:: GIVEN INSTRUCTION ::
Leave the pictures out. Retype exactly the lines below from the one containing "What React, TypeScript" through the one containing "error check box</p>", and no others.

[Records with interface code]

— Start —

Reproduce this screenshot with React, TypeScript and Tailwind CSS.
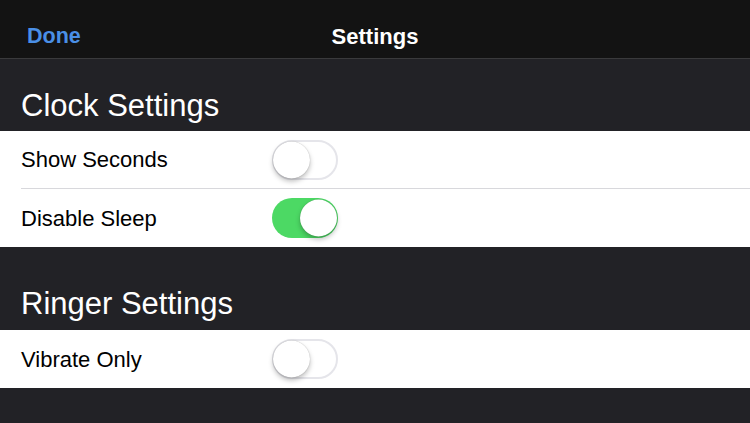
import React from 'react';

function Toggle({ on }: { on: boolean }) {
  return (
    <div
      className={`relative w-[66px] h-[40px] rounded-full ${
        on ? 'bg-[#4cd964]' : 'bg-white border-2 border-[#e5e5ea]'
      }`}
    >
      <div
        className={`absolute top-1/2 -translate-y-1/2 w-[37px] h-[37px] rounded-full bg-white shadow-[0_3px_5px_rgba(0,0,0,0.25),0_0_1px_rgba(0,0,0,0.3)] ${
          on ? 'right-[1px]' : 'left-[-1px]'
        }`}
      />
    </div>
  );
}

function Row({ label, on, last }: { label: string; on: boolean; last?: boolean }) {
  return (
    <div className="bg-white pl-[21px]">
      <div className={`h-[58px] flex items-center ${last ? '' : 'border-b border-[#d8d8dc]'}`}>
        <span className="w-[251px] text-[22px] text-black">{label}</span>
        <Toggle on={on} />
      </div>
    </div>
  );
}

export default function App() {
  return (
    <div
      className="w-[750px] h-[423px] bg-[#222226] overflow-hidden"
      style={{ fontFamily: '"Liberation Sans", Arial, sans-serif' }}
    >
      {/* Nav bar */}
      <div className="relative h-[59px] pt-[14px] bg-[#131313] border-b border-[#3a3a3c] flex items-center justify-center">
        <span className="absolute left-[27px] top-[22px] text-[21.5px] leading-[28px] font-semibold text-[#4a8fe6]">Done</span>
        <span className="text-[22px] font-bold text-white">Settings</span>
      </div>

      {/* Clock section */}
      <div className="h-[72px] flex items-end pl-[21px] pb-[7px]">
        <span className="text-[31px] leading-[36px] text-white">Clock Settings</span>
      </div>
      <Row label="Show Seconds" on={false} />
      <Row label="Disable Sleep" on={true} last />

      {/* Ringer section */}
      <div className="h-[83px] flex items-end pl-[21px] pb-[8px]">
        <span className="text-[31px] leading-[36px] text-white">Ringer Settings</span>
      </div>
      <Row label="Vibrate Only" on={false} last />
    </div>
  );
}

— End —
— Start —

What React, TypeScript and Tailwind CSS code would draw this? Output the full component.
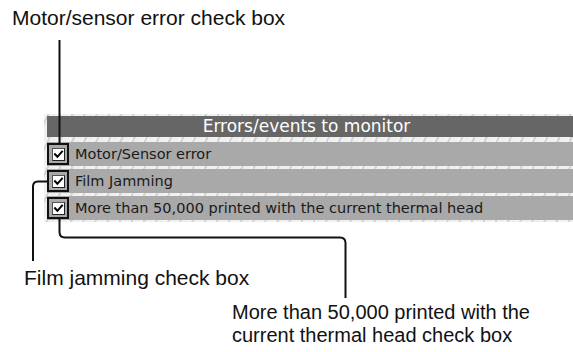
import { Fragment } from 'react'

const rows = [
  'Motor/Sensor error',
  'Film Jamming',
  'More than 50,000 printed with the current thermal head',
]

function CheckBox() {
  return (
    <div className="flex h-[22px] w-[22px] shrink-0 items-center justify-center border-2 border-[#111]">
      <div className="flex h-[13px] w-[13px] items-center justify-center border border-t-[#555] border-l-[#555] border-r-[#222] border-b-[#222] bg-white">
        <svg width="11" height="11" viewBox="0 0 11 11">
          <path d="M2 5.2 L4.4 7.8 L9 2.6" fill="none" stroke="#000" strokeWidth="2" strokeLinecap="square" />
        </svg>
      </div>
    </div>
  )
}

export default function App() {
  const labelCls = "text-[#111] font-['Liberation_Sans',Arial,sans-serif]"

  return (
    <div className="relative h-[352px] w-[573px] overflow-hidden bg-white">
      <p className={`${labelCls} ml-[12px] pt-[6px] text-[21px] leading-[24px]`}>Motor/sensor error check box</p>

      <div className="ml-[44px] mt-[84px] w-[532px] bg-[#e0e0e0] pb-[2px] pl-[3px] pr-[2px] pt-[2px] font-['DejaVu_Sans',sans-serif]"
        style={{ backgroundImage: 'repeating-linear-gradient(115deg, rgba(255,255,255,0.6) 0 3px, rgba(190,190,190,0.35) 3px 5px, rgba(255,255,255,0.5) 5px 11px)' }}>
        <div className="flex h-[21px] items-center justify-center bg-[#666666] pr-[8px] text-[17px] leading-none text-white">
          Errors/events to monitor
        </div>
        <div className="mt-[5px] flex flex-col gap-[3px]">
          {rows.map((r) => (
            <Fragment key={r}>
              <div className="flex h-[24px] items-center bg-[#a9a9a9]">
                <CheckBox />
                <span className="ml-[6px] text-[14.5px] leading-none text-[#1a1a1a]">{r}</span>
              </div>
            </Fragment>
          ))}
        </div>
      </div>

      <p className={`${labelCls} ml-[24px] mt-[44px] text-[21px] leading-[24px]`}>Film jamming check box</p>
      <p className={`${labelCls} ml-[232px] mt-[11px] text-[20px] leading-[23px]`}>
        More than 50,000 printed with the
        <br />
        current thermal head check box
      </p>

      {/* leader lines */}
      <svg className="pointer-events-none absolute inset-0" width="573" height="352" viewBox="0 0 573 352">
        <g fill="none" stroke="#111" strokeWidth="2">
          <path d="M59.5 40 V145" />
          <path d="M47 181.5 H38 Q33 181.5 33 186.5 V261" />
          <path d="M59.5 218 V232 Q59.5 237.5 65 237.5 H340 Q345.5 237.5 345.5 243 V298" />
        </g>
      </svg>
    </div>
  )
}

— End —

:: ANSWER FOR THIS EXERCISE ::
What React, TypeScript and Tailwind CSS code would draw this? Output the full component.
import { Fragment } from 'react'

const rows = [
  'Motor/Sensor error',
  'Film Jamming',
  'More than 50,000 printed with the current thermal head',
]

function CheckBox() {
  return (
    <div className="flex h-[22px] w-[22px] shrink-0 items-center justify-center border-2 border-[#111]">
      <div className="flex h-[13px] w-[13px] items-center justify-center border border-t-[#555] border-l-[#555] border-r-[#222] border-b-[#222] bg-white">
        <svg width="11" height="11" viewBox="0 0 11 11">
          <path d="M2 5.2 L4.4 7.8 L9 2.6" fill="none" stroke="#000" strokeWidth="2" strokeLinecap="square" />
        </svg>
      </div>
    </div>
  )
}

export default function App() {
  const labelCls = "text-[#111] font-['Liberation_Sans',Arial,sans-serif]"

  return (
    <div className="relative h-[352px] w-[573px] overflow-hidden bg-white">
      <p className={`${labelCls} ml-[12px] pt-[6px] text-[21px] leading-[24px]`}>Motor/sensor error check box</p>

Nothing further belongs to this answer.